The task =
In the material below, please retype the lines from the very first through the one with "none; width: 312px;", exactly and without pictures.

Data block =

------------

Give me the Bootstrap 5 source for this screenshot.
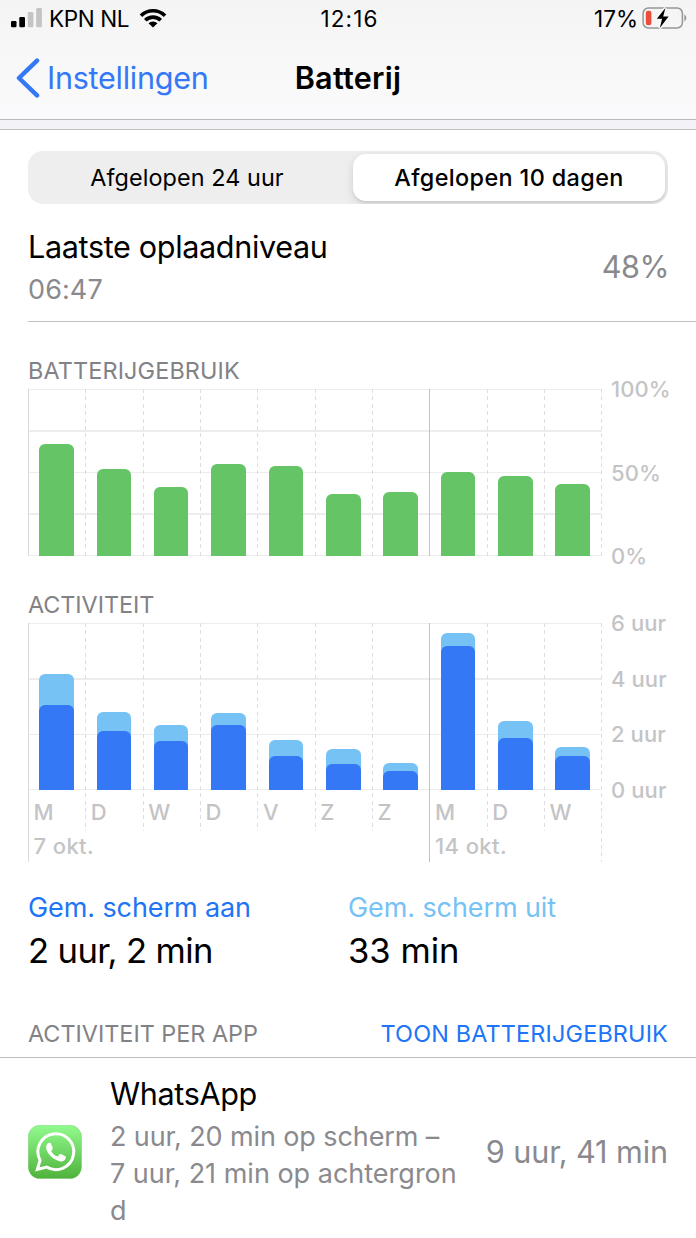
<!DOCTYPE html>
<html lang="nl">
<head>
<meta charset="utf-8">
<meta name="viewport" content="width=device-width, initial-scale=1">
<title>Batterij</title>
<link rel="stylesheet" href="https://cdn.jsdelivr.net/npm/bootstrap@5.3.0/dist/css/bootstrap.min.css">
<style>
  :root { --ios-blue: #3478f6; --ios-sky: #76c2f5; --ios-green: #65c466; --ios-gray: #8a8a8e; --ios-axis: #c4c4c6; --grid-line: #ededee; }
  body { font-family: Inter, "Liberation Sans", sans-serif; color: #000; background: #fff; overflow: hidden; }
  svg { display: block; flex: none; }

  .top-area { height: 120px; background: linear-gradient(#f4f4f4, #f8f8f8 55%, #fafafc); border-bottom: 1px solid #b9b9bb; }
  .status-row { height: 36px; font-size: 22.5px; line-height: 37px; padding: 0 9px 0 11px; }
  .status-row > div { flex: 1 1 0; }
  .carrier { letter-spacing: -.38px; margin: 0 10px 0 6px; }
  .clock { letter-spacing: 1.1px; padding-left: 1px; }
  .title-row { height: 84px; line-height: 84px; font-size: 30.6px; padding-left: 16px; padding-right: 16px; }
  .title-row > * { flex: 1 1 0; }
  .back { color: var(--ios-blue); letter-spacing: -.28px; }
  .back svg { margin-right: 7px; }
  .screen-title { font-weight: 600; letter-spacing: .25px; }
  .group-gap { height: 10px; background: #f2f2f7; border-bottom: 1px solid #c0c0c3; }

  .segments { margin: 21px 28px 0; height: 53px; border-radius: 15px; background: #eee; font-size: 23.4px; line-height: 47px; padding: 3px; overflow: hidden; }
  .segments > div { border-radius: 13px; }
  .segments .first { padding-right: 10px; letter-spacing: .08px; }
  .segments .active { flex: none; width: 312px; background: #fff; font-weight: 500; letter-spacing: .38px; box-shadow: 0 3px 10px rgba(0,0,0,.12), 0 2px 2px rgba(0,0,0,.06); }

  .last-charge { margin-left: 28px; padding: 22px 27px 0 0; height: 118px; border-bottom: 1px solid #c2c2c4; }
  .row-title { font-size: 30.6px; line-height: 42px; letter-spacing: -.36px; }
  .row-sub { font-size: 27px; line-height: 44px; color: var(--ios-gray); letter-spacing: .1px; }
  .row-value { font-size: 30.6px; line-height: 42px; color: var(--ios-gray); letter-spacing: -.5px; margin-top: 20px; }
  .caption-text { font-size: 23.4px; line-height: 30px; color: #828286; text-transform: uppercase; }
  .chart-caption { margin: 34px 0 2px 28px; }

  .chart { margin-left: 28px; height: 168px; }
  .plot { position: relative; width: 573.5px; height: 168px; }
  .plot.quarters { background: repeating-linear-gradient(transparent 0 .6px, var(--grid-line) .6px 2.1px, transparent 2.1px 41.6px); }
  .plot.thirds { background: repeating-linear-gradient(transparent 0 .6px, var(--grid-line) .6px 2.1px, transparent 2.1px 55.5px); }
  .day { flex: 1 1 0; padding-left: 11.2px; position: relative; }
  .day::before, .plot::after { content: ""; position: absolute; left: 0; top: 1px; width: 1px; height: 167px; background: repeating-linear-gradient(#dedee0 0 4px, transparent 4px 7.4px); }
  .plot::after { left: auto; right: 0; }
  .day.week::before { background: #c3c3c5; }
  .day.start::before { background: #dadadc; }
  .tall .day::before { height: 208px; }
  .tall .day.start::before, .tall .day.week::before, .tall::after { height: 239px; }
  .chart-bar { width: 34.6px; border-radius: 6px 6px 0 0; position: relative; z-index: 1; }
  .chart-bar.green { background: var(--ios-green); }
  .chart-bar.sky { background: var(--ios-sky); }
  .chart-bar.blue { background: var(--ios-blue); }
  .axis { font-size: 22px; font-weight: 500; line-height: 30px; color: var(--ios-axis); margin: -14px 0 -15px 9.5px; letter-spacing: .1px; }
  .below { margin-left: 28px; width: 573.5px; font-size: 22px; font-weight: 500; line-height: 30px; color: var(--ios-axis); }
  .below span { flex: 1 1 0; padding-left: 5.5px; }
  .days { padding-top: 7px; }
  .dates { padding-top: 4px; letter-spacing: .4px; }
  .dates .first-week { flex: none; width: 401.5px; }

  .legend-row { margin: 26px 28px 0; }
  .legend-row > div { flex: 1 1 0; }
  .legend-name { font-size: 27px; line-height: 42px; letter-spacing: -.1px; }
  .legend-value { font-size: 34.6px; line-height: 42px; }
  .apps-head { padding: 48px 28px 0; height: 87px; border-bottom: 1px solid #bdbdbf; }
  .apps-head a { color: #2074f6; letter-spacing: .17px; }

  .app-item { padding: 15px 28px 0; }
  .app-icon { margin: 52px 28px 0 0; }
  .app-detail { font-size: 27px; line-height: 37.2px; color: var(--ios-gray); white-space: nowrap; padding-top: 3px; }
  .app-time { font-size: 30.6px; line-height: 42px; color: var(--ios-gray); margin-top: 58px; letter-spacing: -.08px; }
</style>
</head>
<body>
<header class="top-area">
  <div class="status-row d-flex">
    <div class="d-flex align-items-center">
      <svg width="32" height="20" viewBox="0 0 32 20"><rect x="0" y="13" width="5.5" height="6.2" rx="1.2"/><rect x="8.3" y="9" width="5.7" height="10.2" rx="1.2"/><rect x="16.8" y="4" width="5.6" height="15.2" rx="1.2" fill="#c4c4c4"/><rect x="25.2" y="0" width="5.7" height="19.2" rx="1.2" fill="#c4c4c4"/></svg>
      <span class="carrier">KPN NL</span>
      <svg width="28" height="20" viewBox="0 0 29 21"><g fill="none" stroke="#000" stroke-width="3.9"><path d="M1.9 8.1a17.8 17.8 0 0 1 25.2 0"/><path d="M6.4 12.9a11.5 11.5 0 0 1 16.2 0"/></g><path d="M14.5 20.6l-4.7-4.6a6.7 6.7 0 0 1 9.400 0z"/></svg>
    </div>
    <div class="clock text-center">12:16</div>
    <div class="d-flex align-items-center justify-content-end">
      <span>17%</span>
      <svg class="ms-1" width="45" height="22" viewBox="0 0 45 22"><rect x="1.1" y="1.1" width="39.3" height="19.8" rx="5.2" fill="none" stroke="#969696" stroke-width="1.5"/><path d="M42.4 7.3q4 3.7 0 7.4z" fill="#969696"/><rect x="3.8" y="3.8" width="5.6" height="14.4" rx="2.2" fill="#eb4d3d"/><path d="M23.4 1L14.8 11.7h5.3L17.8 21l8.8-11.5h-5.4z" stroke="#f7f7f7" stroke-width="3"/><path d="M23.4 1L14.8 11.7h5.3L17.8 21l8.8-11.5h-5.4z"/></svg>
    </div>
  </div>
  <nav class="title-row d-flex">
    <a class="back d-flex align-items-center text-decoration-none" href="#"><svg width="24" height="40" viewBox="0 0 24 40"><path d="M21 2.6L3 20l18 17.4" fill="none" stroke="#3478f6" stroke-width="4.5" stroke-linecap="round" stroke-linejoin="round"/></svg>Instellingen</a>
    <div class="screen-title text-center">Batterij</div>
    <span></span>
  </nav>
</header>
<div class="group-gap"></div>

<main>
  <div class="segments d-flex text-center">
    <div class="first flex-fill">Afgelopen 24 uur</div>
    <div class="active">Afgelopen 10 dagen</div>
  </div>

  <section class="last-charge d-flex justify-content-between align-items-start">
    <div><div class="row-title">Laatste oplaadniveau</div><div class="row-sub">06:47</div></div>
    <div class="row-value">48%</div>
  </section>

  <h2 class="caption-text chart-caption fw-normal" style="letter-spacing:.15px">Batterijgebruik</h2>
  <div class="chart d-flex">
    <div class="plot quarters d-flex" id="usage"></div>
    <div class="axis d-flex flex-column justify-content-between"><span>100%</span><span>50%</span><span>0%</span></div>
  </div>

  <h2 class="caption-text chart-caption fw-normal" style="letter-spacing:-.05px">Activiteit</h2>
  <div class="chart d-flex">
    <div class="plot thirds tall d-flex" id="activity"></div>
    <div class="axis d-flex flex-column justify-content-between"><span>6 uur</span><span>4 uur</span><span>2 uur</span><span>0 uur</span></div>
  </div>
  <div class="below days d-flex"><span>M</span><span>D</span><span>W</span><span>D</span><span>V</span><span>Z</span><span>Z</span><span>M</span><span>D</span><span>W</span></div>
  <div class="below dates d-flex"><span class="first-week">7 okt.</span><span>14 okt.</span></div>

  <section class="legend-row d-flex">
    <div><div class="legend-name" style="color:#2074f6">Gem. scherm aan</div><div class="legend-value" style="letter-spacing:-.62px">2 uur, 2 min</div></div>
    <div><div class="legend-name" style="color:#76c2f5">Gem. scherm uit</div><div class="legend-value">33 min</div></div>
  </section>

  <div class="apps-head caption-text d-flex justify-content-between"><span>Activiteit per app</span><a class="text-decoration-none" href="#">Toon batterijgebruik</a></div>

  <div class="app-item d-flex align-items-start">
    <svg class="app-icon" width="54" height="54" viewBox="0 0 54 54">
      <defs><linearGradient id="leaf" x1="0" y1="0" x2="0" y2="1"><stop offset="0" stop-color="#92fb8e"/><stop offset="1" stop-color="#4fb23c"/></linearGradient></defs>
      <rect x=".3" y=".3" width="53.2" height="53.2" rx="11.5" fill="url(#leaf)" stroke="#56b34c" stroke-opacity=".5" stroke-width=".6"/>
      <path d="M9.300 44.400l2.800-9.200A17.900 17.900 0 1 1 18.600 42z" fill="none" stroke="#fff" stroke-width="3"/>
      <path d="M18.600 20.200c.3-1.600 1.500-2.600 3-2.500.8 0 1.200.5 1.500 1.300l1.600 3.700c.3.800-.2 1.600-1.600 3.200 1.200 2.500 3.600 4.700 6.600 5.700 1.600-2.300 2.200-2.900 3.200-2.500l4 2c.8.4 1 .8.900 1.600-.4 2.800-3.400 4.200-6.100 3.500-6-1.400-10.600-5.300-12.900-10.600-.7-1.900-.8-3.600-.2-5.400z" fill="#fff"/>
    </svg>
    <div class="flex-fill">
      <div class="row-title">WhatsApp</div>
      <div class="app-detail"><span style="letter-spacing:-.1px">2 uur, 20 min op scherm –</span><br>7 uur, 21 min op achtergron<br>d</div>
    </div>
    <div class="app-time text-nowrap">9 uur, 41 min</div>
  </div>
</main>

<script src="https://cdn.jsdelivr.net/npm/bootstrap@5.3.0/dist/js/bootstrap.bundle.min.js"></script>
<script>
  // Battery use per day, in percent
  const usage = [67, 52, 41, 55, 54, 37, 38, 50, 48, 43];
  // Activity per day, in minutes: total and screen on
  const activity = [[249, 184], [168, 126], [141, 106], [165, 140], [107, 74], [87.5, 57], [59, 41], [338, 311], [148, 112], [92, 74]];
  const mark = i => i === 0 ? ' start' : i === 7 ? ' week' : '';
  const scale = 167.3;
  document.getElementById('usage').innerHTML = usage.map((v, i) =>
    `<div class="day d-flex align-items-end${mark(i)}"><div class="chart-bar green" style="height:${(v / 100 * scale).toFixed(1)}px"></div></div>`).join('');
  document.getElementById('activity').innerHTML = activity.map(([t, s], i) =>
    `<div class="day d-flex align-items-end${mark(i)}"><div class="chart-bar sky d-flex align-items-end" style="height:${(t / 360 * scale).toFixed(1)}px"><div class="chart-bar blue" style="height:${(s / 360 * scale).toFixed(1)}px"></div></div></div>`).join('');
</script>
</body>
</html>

------------

Task output =
Give me the Bootstrap 5 source for this screenshot.
<!DOCTYPE html>
<html lang="nl">
<head>
<meta charset="utf-8">
<meta name="viewport" content="width=device-width, initial-scale=1">
<title>Batterij</title>
<link rel="stylesheet" href="https://cdn.jsdelivr.net/npm/bootstrap@5.3.0/dist/css/bootstrap.min.css">
<style>
  :root { --ios-blue: #3478f6; --ios-sky: #76c2f5; --ios-green: #65c466; --ios-gray: #8a8a8e; --ios-axis: #c4c4c6; --grid-line: #ededee; }
  body { font-family: Inter, "Liberation Sans", sans-serif; color: #000; background: #fff; overflow: hidden; }
  svg { display: block; flex: none; }

  .top-area { height: 120px; background: linear-gradient(#f4f4f4, #f8f8f8 55%, #fafafc); border-bottom: 1px solid #b9b9bb; }
  .status-row { height: 36px; font-size: 22.5px; line-height: 37px; padding: 0 9px 0 11px; }
  .status-row > div { flex: 1 1 0; }
  .carrier { letter-spacing: -.38px; margin: 0 10px 0 6px; }
  .clock { letter-spacing: 1.1px; padding-left: 1px; }
  .title-row { height: 84px; line-height: 84px; font-size: 30.6px; padding-left: 16px; padding-right: 16px; }
  .title-row > * { flex: 1 1 0; }
  .back { color: var(--ios-blue); letter-spacing: -.28px; }
  .back svg { margin-right: 7px; }
  .screen-title { font-weight: 600; letter-spacing: .25px; }
  .group-gap { height: 10px; background: #f2f2f7; border-bottom: 1px solid #c0c0c3; }

  .segments { margin: 21px 28px 0; height: 53px; border-radius: 15px; background: #eee; font-size: 23.4px; line-height: 47px; padding: 3px; overflow: hidden; }
  .segments > div { border-radius: 13px; }
  .segments .first { padding-right: 10px; letter-spacing: .08px; }
  .segments .active { flex: none; width: 312px; background: #fff; font-weight: 500; letter-spacing: .38px; box-shadow: 0 3px 10px rgba(0,0,0,.12), 0 2px 2px rgba(0,0,0,.06); }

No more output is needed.